■ Directions for this task ■
Copy the records below exactly, starting at the line that contains "Give me the" and ending at the line that contains "import React from"; leave out any pictures.

### Exercise materials ###

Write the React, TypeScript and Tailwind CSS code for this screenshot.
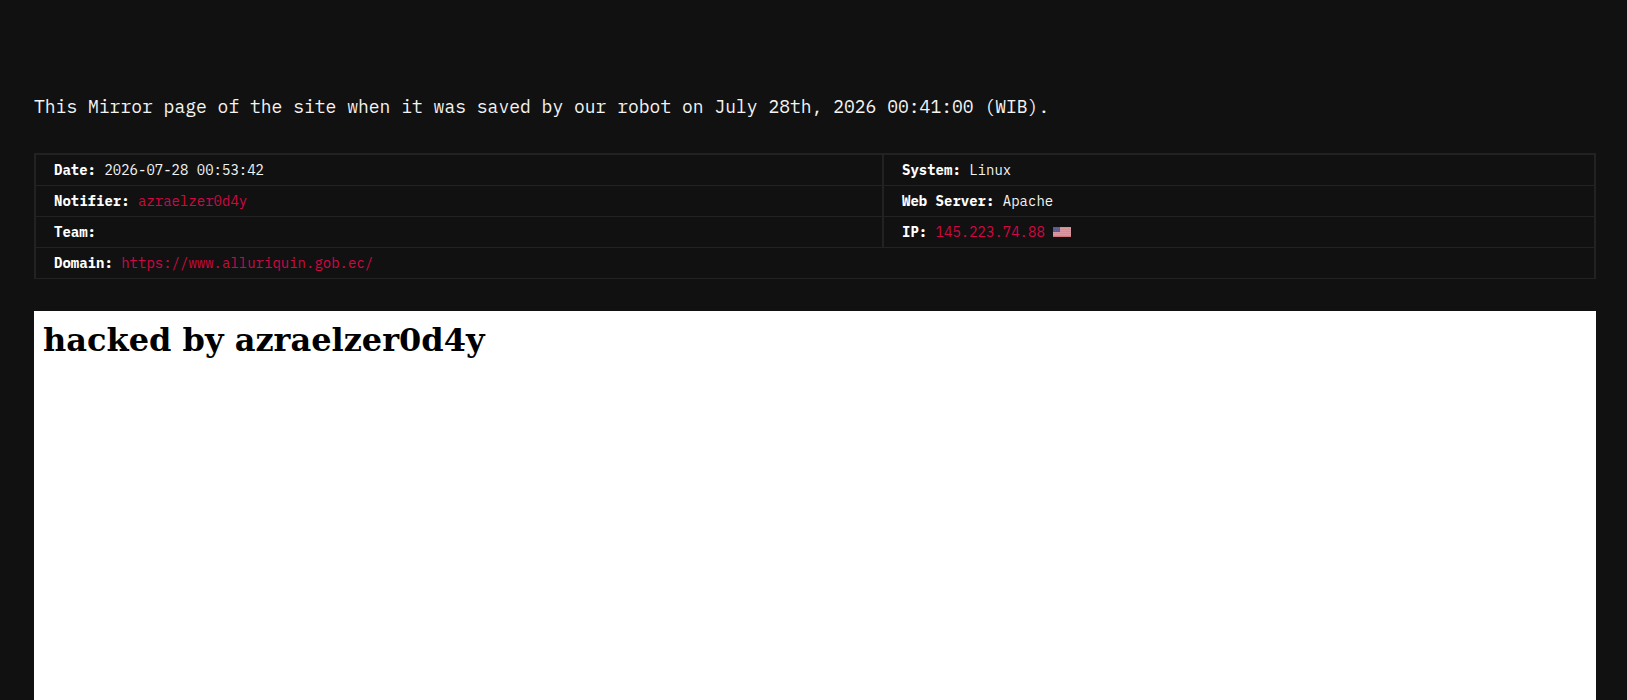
import type { ReactNode } from 'react'

const mirror = {
    savedAt: 'July 28th, 2026 00:41:00 (WIB)',
    date: '2026-07-28 00:53:42',
    notifier: 'azraelzer0d4y',
    system: 'Linux',
    server: 'Apache',
    ip: '145.223.74.88',
    domain: 'https://www.alluriquin.gob.ec/',
}

const UsFlag = () => (
    <svg viewBox="0 0 18 10" role="img" aria-label="United States" className="inline-block w-[18px] h-[10px] align-baseline" shapeRendering="crispEdges">
        <rect width="18" height="10" fill="#d98a94" />
        {[1, 3, 5, 7].map((y) => (
            <rect key={y} y={y} width="18" height="1" fill="#dc98a0" />
        ))}
        <rect y="9" width="18" height="1" fill="#cf7580" />
        <rect width="7" height="5" fill="#5a5a8c" />
        <path d="M1 1.5h1M3 1.5h1M5 1.5h1M2 3.5h1M4 3.5h1" stroke="#6c6c9c" strokeWidth="1" />
    </svg>
)

const Field = ({ label, right, span, children }: { label: string, right?: boolean, span?: number, children?: ReactNode }) => (
    <td colSpan={span} className={`h-[31px] px-[18px] py-0 align-middle border-b border-[#222] ${right ? 'border-l-2' : ''}`}>
        <strong className="font-bold text-white">{label}:</strong> {children}
    </td>
)

const Anchor = ({ href, children }: { href: string, children: ReactNode }) => (
    <a href={href} className="text-[#d00844] hover:text-white">{children}</a>
)

export default function App() {
    return (
        <main className="min-h-screen flex flex-col bg-[#111] text-[#f4f4f4] pl-[34px] pr-[31px] pt-[93px] font-['IBM_Plex_Mono','Liberation_Mono',monospace]">
            <p className="text-[18px] leading-7 mb-8">
                This Mirror page of the site when it was saved by our robot on {mirror.savedAt}.
            </p>

            <table className="w-full table-fixed border-separate border-spacing-0 border-t-2 border-x-2 border-[#222] text-sm leading-5 mb-8">
                <colgroup>
                    <col className="w-[54.3%]" />
                    <col />
                </colgroup>
                <tbody>
                    <tr>
                        <Field label="Date">{mirror.date}</Field>
                        <Field label="System" right>{mirror.system}</Field>
                    </tr>
                    <tr>
                        <Field label="Notifier"><Anchor href="#notifier">{mirror.notifier}</Anchor></Field>
                        <Field label="Web Server" right>{mirror.server}</Field>
                    </tr>
                    <tr>
                        <Field label="Team" />
                        <Field label="IP" right><Anchor href="#ip">{mirror.ip}</Anchor> <UsFlag /></Field>
                    </tr>
                    <tr>
                        <Field label="Domain" span={2}><Anchor href={mirror.domain}>{mirror.domain}</Anchor></Field>
                    </tr>
                </tbody>
            </table>

            <section className="flex-1 bg-white text-black p-[9px] font-['DejaVu_Serif',serif]">
                <h1 className="text-[32px] leading-10 font-bold">hacked by {mirror.notifier}</h1>
            </section>
        </main>
    )
}
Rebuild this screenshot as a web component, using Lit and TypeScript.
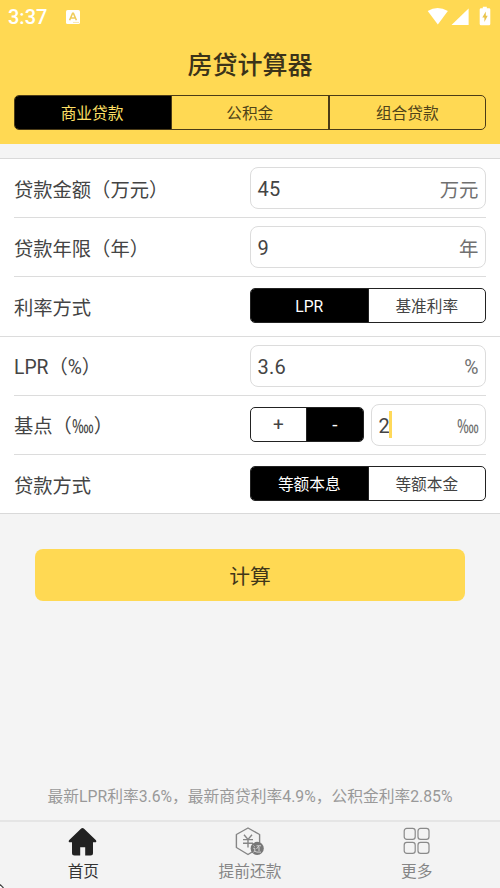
import { LitElement, html, css, svg } from "lit";
import { customElement, property } from "lit/decorators.js";
import { classMap } from "lit/directives/class-map.js";

const FONT = css`Roboto, "Noto Sans CJK SC", sans-serif`;

@customElement("segment-bar")
class SegmentBar extends LitElement {
  @property({ attribute: false }) items: string[] = [];
  @property({ type: Number }) active = 0;

  static styles = css`
    :host { display: flex; box-sizing: border-box; height: 35px; border: 1px solid #222; border-radius: 5px; overflow: hidden; background: #fff; color: #444; font-size: 15.7px; margin-bottom: 1px; }
    :host([tone="header"]) { background: transparent; border-color: #4b3b16; color: #4f4319; }
    .item { flex: 1 1 0; display: flex; align-items: center; justify-content: center; line-height: 20px; white-space: nowrap; padding-top: 2px; box-sizing: border-box; }
    :host([tone="header"]) .item:first-child { flex: 0 0 156px; padding-right: 2px; }
    .item + .item { border-left: 1px solid #222; }
    :host([tone="header"]) .item + .item { border-left: 2px solid #4b3b16; }
    .item.on { background: #000; color: #fff; }
    :host([tone="header"]) .item.on { color: #ffe067; }
    :host([tone="header"]) .item.on + .item { border-left-width: 1px; }
    :host([tone="sign"]) { font-size: 19px; }
    :host([tone="sign"]) .item:first-child { flex: 0 0 55px; }
  `;

  render() {
    return this.items.map(
      (t, i) => html`<div class=${classMap({ item: true, on: i === this.active })}>${t}</div>`
    );
  }
}

@customElement("unit-field")
class UnitField extends LitElement {
  @property() value = "";
  @property() unit = "";
  @property({ type: Boolean }) focused = false;

  static styles = css`
    :host { display: flex; box-sizing: border-box; height: 42px; border: 1px solid #dcdcdc; border-radius: 8px; padding: 2px 6.5px 0 6.5px; align-items: center; justify-content: space-between; background: #fff; font-size: 19.4px; line-height: 28px; color: #444; }
    .value { display: flex; align-items: center; font-size: 20px; letter-spacing: 0.3px; }
    .caret { width: 3px; height: 27px; background: #ffd95a; margin: -2px 0 0 -1.5px; }
    .unit { color: #707070; padding-top: 3px; }
    .unit.sign { width: 22px; transform: scaleX(0.73); transform-origin: 0 50%; font-weight: 300; }
  `;

  render() {
    return html`
      <span class="value">${this.value}${this.focused ? html`<i class="caret"></i>` : null}</span>
      <span class=${classMap({ unit: true, sign: this.unit === "‱" })}>${this.unit}</span>
    `;
  }
}

const homeIcon = svg`
  <path d="M13.2 1.4Q14.5.4 15.8 1.4L28 13.2Q29 15.2 27 15.3H25V26Q25 28.5 22.5 28.5H17.2V20.2H12.2V28.5H6.5Q4 28.5 4 26V15.3H2Q0 15.2 1 13.2Z" fill="#222"/>`;

const repayIcon = svg`
  <path d="M13 1 24.6 7.5V20.5L13 27.5 1.4 20.5V7.5Z" fill="none" stroke="#858585" stroke-width="1.4" stroke-linejoin="round"/>
  <path d="M9 7.8 13 12.4 17 7.8M8 12.6H18M8 16.2H18M13 12.4V20.5" fill="none" stroke="#858585" stroke-width="1.4"/>
  <circle cx="22.2" cy="21.4" r="6.6" fill="#777"/>
  <path d="M21.5 18.8H26M24 18.8 21.5 22M24 20V24M18.5 18.6 19.6 19.6M18.3 21.3H19.8V24.2L18.4 25.2M19.8 24.4Q21 25.4 26 25.1" fill="none" stroke="#ddd" stroke-width=".9"/>`;

const moreIcon = svg`
  <g fill="none" stroke="#8a8a8a" stroke-width="1.2">
    <rect x="2.2" y="1.3" width="11" height="11" rx="2.6"/>
    <rect x="16" y="1.3" width="11" height="11" rx="2.6"/>
    <rect x="2.2" y="15.3" width="11" height="11" rx="2.6"/>
    <rect x="16" y="15.3" width="11" height="11" rx="2.6"/>
  </g>`;

@customElement("app-root")
class AppRoot extends LitElement {
  static styles = css`
    :host { display: flex; flex-direction: column; position: relative; width: 500px; height: 888px; box-sizing: border-box; overflow: hidden; background: #f4f4f4; font-family: ${FONT}; color: #333; }
    .header { height: 144px; box-sizing: border-box; background: #ffd953; padding: 0 14px; flex: none; }
    .status { height: 34px; display: flex; align-items: center; justify-content: space-between; color: #fff; margin: 0 -14px; padding: 0 8px; }
    .left, .right { display: flex; align-items: center; }
    .time { font-size: 20px; line-height: 34px; width: 58px; font-weight: 500; }
    .right svg { display: block; }
    .title { height: 61px; box-sizing: border-box; padding-top: 13px; font-size: 25px; line-height: 38px; font-weight: 500; text-align: center; color: #3b3319; }
    .form { flex: none; margin-top: 14px; background: #fff; border-top: 1px solid #d9d9d9; border-bottom: 1px solid #d9d9d9; }
    .row { display: grid; grid-template-columns: 236px 236px; align-items: center; height: 59.2px; box-sizing: border-box; margin: 0 14px; border-bottom: 1px solid #dcdcdc; }
    .row.wide { margin: 0; padding: 0 14px; }
    .row.last { border-bottom: 0; height: 58px; }
    .label { font-size: 19.3px; line-height: 28px; color: #444; white-space: nowrap; padding-top: 5px; }
    .row.last .label { padding-top: 7px; }
    .row.last segment-bar { margin-bottom: 0; }
    .sign { display: inline-block; width: 22px; transform: scaleX(0.73); transform-origin: 0 50%; font-weight: 300; }
    .pair { display: grid; grid-template-columns: 114px 115px; gap: 7px; align-items: center; }
    .calc { flex: none; margin: 35px 35px 0; height: 52px; border-radius: 8px; background: #ffd953; display: flex; align-items: center; justify-content: center; font-size: 20.8px; color: #40371a; }
    .note { margin-top: auto; height: 48px; line-height: 50px; text-align: center; font-size: 15.75px; color: #999; white-space: nowrap; }
    .tabs { flex: none; height: 68px; box-sizing: border-box; border-top: 2px solid #e5e5e5; background: #f3f3f3; display: grid; grid-template-columns: repeat(3, 1fr); }
    .tab { display: flex; flex-direction: column; align-items: center; padding-top: 5px; font-size: 15.7px; line-height: 24px; color: #858585; }
    .tab.on { color: #333; }
    .tab svg { display: block; height: 31px; width: 30px; margin-bottom: 2px; }
    .corner { position: absolute; left: 0; bottom: 0; }
  `;

  render() {
    return html`
      <div class="header">
        <div class="status">
          <div class="left">
            <span class="time">3:37</span>
            <svg width="14" height="14" viewBox="0 0 14 14">
              <rect width="14" height="14" rx="1.6" fill="#fff"/>
              <path d="M3.6 10.3 6.6 3.3H7.4L10.4 10.3M4.8 8H9.2" fill="none" stroke="#efcc5c" stroke-width="1.6"/>
              <path d="M7.5 12.4H12.5" stroke="#efcc5c" stroke-width="1" stroke-dasharray="1 1"/>
            </svg>
          </div>
          <div class="right">
            <svg width="65" height="22" viewBox="0 -2 65 22" fill="#fff">
              <path d="M.7 2.9Q10.5-3 20.9 2.9L10.8 16.4Z"/>
              <path d="M24.5 17 41.6 .5V17Z"/>
              <path d="M55.8-1.2H59.8V.3H62Q63.3.3 63.3 1.6V15.9Q63.3 17.2 62 17.2H54Q52.7 17.2 52.7 15.9V1.6Q52.7.3 54 .3H55.8Z"/>
              <path d="M58.8 3.4 55.3 9.4H57.4V14L60.7 7.8H58.8Z" fill="#e9c34a"/>
            </svg>
          </div>
        </div>
        <div class="title">房贷计算器</div>
        <segment-bar tone="header" .items=${["商业贷款", "公积金", "组合贷款"]}></segment-bar>
      </div>

      <div class="form">
        <div class="row"><span class="label">贷款金额（万元）</span><unit-field value="45" unit="万元"></unit-field></div>
        <div class="row"><span class="label">贷款年限（年）</span><unit-field value="9" unit="年"></unit-field></div>
        <div class="row wide"><span class="label">利率方式</span><segment-bar .items=${["LPR", "基准利率"]}></segment-bar></div>
        <div class="row"><span class="label">LPR（%）</span><unit-field value="3.6" unit="%"></unit-field></div>
        <div class="row">
          <span class="label">基点（<span class="sign">‱</span>）</span>
          <div class="pair">
            <segment-bar tone="sign" .items=${["+", "-"]} active="1"></segment-bar>
            <unit-field value="2" unit="‱" focused></unit-field>
          </div>
        </div>
        <div class="row last"><span class="label">贷款方式</span><segment-bar .items=${["等额本息", "等额本金"]}></segment-bar></div>
      </div>

      <div class="calc">计算</div>
      <div class="note">最新LPR利率3.6%，最新商贷利率4.9%，公积金利率2.85%</div>

      <div class="tabs">
        <div class="tab on"><svg viewBox="0 0 30 31">${homeIcon}</svg>首页</div>
        <div class="tab"><svg viewBox="0 0 30 31">${repayIcon}</svg>提前还款</div>
        <div class="tab"><svg viewBox="0 0 30 31">${moreIcon}</svg>更多</div>
      </div>
      <svg class="corner" width="4" height="4" viewBox="0 0 4 4"><path d="M0 0 4 4H0Z" fill="#fff"/><path d="M0 .5 3.5 4" stroke="#444" stroke-width="1.2"/></svg>
    `;
  }
}
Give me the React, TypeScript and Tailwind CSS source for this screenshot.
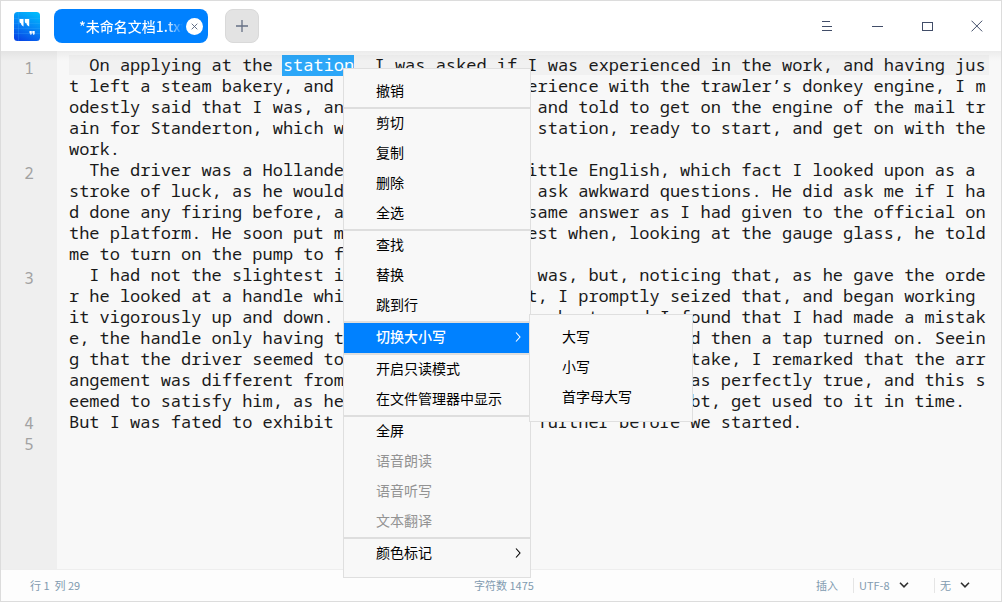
import React from "react";

const rows: { text: string; selected?: [number, number] }[] = [
  { text: "  On applying at the station, I was asked if I was experienced in the work, and having jus", selected: [21, 28] },
  { text: "t left a steam bakery, and also having an experience with the trawler’s donkey engine, I m" },
  { text: "odestly said that I was, and was then engaged and told to get on the engine of the mail tr" },
  { text: "ain for Standerton, which was standing in the station, ready to start, and get on with the" },
  { text: "work." },
  { text: "  The driver was a Hollander and spoke very little English, which fact I looked upon as a" },
  { text: "stroke of luck, as he would then be unable to ask awkward questions. He did ask me if I ha" },
  { text: "d done any firing before, and I gave him the same answer as I had given to the official on" },
  { text: "the platform. He soon put me smartly to the test when, looking at the gauge glass, he told" },
  { text: "me to turn on the pump to fill the boiler." },
  { text: "  I had not the slightest idea where the pump was, but, noticing that, as he gave the orde" },
  { text: "r he looked at a handle which was by his right, I promptly seized that, and began working" },
  { text: "it vigorously up and down. We rode on for once about, and I found that I had made a mistak" },
  { text: "e, the handle only having to be moved a little way to be found then a tap turned on. Seein" },
  { text: "g that the driver seemed to be rather puzzled by so big a mistake, I remarked that the arr" },
  { text: "angement was different from any that I had seen, which fact was perfectly true, and this s" },
  { text: "eemed to satisfy him, as he said that I should, without a doubt, get used to it in time." },
  { text: "But I was fated to exhibit my ignorance still further before we started." },
];

function Row({ text, selected }: { text: string; selected?: [number, number] }) {
  if (!selected) return <div className="h-[21px] whitespace-pre">{text}</div>;
  const [a, b] = selected;
  return (
    <div className="h-[21px] w-[920px] whitespace-pre bg-[linear-gradient(#f1f1f1,#f1f1f1)] bg-[position:0_1px] bg-no-repeat">
      {text.slice(0, a)}
      <span className="-ml-px inline-block h-[22px] bg-[linear-gradient(#2ca7f8,#2ca7f8)] bg-[position:0_1px] bg-no-repeat pl-px align-top text-white">
        {text.slice(a, b)}
      </span>
      {text.slice(b)}
    </div>
  );
}

type Item = { label: string; disabled?: boolean; active?: boolean; sub?: boolean };

const groups: Item[][] = [
  [{ label: "撤销" }],
  [{ label: "剪切" }, { label: "复制" }, { label: "删除" }, { label: "全选" }],
  [{ label: "查找" }, { label: "替换" }, { label: "跳到行" }],
  [{ label: "切换大小写", active: true, sub: true }],
  [{ label: "开启只读模式" }, { label: "在文件管理器中显示" }],
  [
    { label: "全屏" },
    { label: "语音朗读", disabled: true },
    { label: "语音听写", disabled: true },
    { label: "文本翻译", disabled: true },
  ],
  [{ label: "颜色标记", sub: true }],
];

function MenuItem({ label, disabled, active, sub }: Item) {
  const tone = active ? "bg-[#0081ff] font-medium text-white" : disabled ? "text-[#939393]" : "text-black";
  return (
    <div className={`flex h-[30px] items-center justify-between pl-8 pr-[9px] ${tone}`}>
      <span className="pb-1">{label}</span>
      {sub && (
        <svg width="6" height="10" viewBox="0 0 6 10" fill="none" stroke="currentColor" strokeWidth="1.1" className="mb-0.5">
          <path d="M1 .5 5 5 1 9.5" />
        </svg>
      )}
    </div>
  );
}

function Chevron() {
  return (
    <svg width="10" height="6" viewBox="0 0 10 6" fill="none" stroke="#303030" strokeWidth="1.6" className="-ml-px mb-0.5">
      <path d="M1 .8 5 4.8 9 .8" />
    </svg>
  );
}

function Logo() {
  return (
    <svg width="26" height="29" viewBox="0 0 26 29">
      <defs>
        <linearGradient id="logo" x1=".7" y1="0" x2=".3" y2="1">
          <stop offset="0" stopColor="#00b8fb" />
          <stop offset=".5" stopColor="#0583f5" />
          <stop offset="1" stopColor="#0747e6" />
        </linearGradient>
      </defs>
      <rect width="26" height="29" rx="3.5" fill="url(#logo)" />
      <path d="M0 6.5h26M0 11.5h26M0 16.5h26M0 21.5h26M4.5 0v29" stroke="#4dbbff" strokeOpacity=".3" strokeWidth=".7" />
      <path
        d="M5.5 7h4v7.5c-1.8-.6-2.4-2-2.5-3.2-1-.2-1.5-.8-1.5-1.8zM10.8 7h4.4v7.5c-2-.6-2.6-2-2.7-3.2-1.2-.2-1.7-.8-1.7-1.8z"
        fill="#fff"
      />
      <path d="M15.5 19h2.3v2.2c0 1-.6 1.6-1.4 1.8v-1.4c-.6 0-.9-.4-.9-.9zM18.3 19h2.4v2.2c0 1-.6 1.6-1.5 1.8v-1.4c-.6 0-.9-.4-.9-.9z" fill="#fff" />
    </svg>
  );
}

export default function App() {
  return (
    <div className="relative flex h-[602px] w-[1002px] flex-col overflow-hidden border border-[#dcdcdc] bg-white font-['Noto_Sans_CJK_SC',sans-serif]">
      <header className="flex h-[50px] shrink-0 items-center pl-[13px]">
        <Logo />
        <div className="ml-3.5 flex h-[34px] w-[154px] items-center justify-end rounded-lg bg-[#0081ff] pr-[5px]">
          <span className="w-[104px] overflow-hidden whitespace-nowrap bg-[linear-gradient(90deg,#fff_84%,transparent)] bg-clip-text text-[14px] font-medium leading-[22px] text-transparent">
            *未命名文档1.txt
          </span>
          <span className="ml-[3px] flex size-[17px] items-center justify-center rounded-full bg-white">
            <svg width="7" height="7" viewBox="0 0 7 7" stroke="#52617c" strokeWidth=".9">
              <path d="M.7.7 6.3 6.3M6.3.7.7 6.3" />
            </svg>
          </span>
        </div>
        <div className="ml-[17px] flex size-[34px] items-center justify-center rounded-lg border border-[#d9d9d9] bg-[#e3e3e3]">
          <svg width="12" height="12" viewBox="0 0 12 12" stroke="#667085" strokeWidth="1.3">
            <path d="M6 0v12M0 6h12" />
          </svg>
        </div>
        <div className="ml-auto flex items-center gap-[39px] pr-[18px] text-[#414d68]">
          <svg width="11" height="12" viewBox="0 0 11 12" stroke="currentColor" shapeRendering="crispEdges">
            <path d="M0 1.5h8M0 6.5h10M0 10.5h10" />
          </svg>
          <svg width="11" height="12" viewBox="0 0 11 12" stroke="currentColor" shapeRendering="crispEdges">
            <path d="M0 6.5h11" />
          </svg>
          <svg width="11" height="12" viewBox="0 0 11 12" fill="none" stroke="currentColor" shapeRendering="crispEdges">
            <path d="M.5 2.5h10v8H.5z" />
          </svg>
          <svg width="12" height="12" viewBox="0 0 12 12" stroke="currentColor" strokeWidth="1" className="-ml-px">
            <path d="M.5.7 11.2 11.4M11.2.7.5 11.4" />
          </svg>
        </div>
      </header>

      <main className="relative flex h-[518px] shrink-0 bg-[#f8f8f8] font-['Noto_Sans_Mono','Noto_Sans',monospace] text-[17px] leading-[21px]">
        <div className="flex w-14 shrink-0 flex-col bg-[#efefef] pt-[7px] text-center text-[16px] text-[#a2a2a2]">
          <div className="h-[105px]">1</div>
          <div className="h-[105px]">2</div>
          <div className="h-[145px]">3</div>
          <div className="h-[21px]">4</div>
          <div className="h-[21px]">5</div>
        </div>
        <div className="pl-3 pt-[3px] tracking-[-0.015px] text-[#1a1a1a]">
          {rows.map((r) => (
            <Row key={r.text} {...r} />
          ))}
        </div>
        <div className="pointer-events-none absolute inset-x-0 top-0 h-2.5 bg-linear-to-b from-black/5 to-transparent" />
      </main>

      <footer className="flex h-8 shrink-0 items-center border-t border-[#eeeeee] bg-[#fdfdfd] pr-[30px] text-[11px] leading-[16px] text-[#829bb0]">
        <span className="w-[444px] pb-0.5 pl-[29px]">行 1&nbsp; 列 29</span>
        <span className="w-[371px] pb-0.5 pl-[29px]">字符数 1475</span>
        <span className="w-[37px] pb-0.5">插入</span>
        <span className="flex h-[15px] w-[81px] items-center border-l border-[#e5e5e5] pl-[5px]">
          <span className="w-[41px] pb-0.5">UTF-8</span>
          <Chevron />
        </span>
        <span className="flex h-[15px] items-center border-l border-[#e5e5e5] pl-[5px]">
          <span className="w-[21px] pb-0.5">无</span>
          <Chevron />
        </span>
      </footer>

      <div className="absolute left-[342px] top-[67px] w-[188px] border border-[#dfdfdf] bg-[#f8f8f8] py-2 text-[14px] leading-[20px]">
        {groups.map((g, i) => (
          <div key={i} className={i ? "border-t-2 border-[#dedede]" : ""}>
            {g.map((it) => (
              <MenuItem key={it.label} {...it} />
            ))}
          </div>
        ))}
      </div>
      <div className="absolute left-[528px] top-[313px] w-[164px] border border-[#dfdfdf] bg-[#f8f8f8] py-2 text-[14px] leading-[20px]">
        <MenuItem label="大写" />
        <MenuItem label="小写" />
        <MenuItem label="首字母大写" />
      </div>
    </div>
  );
}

###

■ Full answer ■
Give me the React, TypeScript and Tailwind CSS source for this screenshot.
import React from "react";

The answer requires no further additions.